Friday, 21 October 2011

What does exponential mean? A simple explanation

A graph comparing Exponential, Linear, and Cubic growth. What does exponential mean?
The graph illustrates how exponential growth (green)
surpasses both linear (red) and cubic (blue) growth.

  Exponential growth
  Linear growth
  Cubic growth
So what does exponential mean? It's one thing to learn what it means on a technical level, it's something else to understand its significance, and the ramifications of exponential growth - especially with regard to human activity. Watch the video below:


See the complete video here:

Why Cities Grow, Corporations Die, and Life Gets Faster

The entire video is fantastic and I highly recommend watching it all, but I decided to upload this bit in particular because it's one of the simplest, shortest and best explanations of exponential growth I've ever heard. I think he's right that few people really understand what it means, which is tragic.

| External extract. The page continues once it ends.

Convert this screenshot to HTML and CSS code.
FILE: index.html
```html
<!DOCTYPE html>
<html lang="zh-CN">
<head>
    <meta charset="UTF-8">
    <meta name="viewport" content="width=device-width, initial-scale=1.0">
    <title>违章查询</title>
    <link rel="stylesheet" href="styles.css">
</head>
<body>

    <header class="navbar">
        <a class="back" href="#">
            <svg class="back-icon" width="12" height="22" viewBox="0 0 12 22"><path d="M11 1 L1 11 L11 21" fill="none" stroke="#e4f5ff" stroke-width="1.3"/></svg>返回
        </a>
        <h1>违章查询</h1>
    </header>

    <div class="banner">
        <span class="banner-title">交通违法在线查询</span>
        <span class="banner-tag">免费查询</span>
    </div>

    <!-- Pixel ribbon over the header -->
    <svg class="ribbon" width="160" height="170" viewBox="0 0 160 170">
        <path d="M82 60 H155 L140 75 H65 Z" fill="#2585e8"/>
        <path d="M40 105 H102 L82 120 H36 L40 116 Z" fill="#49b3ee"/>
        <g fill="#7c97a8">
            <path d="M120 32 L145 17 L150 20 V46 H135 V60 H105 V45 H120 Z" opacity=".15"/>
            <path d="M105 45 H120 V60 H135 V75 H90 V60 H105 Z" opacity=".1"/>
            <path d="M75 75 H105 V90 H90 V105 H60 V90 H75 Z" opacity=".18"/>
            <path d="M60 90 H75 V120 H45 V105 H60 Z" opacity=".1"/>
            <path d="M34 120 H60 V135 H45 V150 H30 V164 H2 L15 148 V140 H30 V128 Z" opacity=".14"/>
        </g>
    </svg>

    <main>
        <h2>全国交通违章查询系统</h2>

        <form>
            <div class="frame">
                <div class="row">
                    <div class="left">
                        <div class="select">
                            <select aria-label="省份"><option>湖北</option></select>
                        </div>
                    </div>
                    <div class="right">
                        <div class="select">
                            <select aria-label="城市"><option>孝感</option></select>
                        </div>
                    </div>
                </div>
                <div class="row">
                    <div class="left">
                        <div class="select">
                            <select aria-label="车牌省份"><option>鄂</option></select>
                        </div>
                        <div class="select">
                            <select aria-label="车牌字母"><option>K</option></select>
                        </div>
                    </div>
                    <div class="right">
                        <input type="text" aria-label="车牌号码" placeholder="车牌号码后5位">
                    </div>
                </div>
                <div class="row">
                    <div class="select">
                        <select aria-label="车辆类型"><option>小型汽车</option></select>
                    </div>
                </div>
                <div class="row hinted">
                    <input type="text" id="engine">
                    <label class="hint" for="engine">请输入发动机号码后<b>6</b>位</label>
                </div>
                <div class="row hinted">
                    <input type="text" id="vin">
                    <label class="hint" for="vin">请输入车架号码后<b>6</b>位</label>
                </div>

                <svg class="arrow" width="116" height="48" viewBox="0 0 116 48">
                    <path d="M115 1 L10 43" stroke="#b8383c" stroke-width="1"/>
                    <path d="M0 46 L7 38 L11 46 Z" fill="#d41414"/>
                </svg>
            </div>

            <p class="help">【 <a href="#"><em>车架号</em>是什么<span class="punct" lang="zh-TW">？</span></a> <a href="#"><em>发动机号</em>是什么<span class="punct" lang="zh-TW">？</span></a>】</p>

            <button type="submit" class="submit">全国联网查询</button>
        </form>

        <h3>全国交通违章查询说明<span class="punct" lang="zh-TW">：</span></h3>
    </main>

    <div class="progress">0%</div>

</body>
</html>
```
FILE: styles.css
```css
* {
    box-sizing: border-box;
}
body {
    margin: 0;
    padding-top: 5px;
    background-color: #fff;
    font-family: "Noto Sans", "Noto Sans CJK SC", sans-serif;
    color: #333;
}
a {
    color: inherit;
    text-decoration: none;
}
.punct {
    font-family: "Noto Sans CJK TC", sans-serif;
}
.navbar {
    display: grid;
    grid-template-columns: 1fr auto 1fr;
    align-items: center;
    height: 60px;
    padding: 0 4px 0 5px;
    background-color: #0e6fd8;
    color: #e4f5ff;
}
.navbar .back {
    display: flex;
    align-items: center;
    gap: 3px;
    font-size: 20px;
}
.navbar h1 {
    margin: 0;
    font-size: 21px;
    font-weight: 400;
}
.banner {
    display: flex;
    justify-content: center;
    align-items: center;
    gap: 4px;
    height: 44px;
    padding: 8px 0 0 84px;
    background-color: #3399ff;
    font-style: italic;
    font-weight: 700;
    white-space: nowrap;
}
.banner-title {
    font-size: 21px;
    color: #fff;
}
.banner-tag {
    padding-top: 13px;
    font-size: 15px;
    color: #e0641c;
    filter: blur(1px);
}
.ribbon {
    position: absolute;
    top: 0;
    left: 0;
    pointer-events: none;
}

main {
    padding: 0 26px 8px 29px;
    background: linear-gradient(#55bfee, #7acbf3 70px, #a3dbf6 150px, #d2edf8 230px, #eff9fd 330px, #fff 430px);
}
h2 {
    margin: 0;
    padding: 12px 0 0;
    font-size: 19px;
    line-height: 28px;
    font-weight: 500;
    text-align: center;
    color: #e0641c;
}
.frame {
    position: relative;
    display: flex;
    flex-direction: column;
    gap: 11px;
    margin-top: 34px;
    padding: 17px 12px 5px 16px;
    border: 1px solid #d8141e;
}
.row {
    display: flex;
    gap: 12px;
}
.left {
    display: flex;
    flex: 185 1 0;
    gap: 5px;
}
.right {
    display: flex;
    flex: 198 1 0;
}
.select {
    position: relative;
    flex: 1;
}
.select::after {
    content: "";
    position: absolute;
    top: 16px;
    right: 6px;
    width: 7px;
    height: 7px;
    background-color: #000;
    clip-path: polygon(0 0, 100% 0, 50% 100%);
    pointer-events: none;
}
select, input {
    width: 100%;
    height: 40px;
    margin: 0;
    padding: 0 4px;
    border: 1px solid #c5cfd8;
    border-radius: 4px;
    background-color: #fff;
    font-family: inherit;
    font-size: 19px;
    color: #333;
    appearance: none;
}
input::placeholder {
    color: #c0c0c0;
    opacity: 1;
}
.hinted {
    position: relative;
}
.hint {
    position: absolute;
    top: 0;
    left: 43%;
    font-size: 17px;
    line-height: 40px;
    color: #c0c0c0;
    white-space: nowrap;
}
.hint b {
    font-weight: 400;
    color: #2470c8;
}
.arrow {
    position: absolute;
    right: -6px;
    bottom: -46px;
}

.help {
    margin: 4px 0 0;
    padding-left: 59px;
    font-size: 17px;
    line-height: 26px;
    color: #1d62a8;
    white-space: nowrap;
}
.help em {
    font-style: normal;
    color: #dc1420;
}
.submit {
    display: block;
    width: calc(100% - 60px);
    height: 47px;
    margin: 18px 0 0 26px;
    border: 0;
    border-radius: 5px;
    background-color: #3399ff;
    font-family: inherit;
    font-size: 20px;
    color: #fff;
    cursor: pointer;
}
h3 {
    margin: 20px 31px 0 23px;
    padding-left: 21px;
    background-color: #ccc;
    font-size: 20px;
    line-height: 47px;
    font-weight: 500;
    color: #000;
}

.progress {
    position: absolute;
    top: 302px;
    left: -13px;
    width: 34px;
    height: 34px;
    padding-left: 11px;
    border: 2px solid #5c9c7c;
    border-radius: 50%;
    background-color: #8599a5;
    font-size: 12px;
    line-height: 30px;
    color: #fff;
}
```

Here's the video description:
Scaling up always creates new problems. Cities can innovate faster than the problems indefinitely, while corporations cannot. Every week a million people are being urbanised all around the world. It's the problem and also the solution. Creativity and wealth comes via cities.
These revolutionary findings come from Geoffrey West's examination of vast quantities of data on the metabolic/economic behavior of organisms and organizations. A theoretical physicist, West was president of Santa Fe Institute from 2005 to 2009 and founded the high energy physics group at Los Alamos National Laboratory.
Is there a grand unifying theory of sustainability that can be applied to our cities? Are we sustainable? Are their measurable predictive laws of life? West and his team have tried to find the science of cities. Our future may depend on it. 
He's speaking to the Long Now Foundation, then is interviewed by its founder Stewart Brand. 
Geoffrey West is a physicist. He was born in a rural town in western England in 1940 and moved to London when he was 13. He received a bachelor's degree in physics from Cambridge and pursued graduate studies in California at Stanford. West eventually became a Stanford faculty member before he joined the particle theory group at New Mexico's Los Alamos National Laboratory. After Los Alamos, he became president of the Santa Fe Institute, where he works on biological issues around power laws in biology, or allometric law. He has since been honored as one of Time magazine's "Time 100" most influential people. 
Stewart Brand is an American writer, best known as editor of the "Whole Earth Catalogue". He founded a number of organizations including The WELL, the Global Business Network, and the Long Now Foundation. He is the author of several books, most recently "Whole Earth Discipline: An Eco-Pragmatist Manifesto".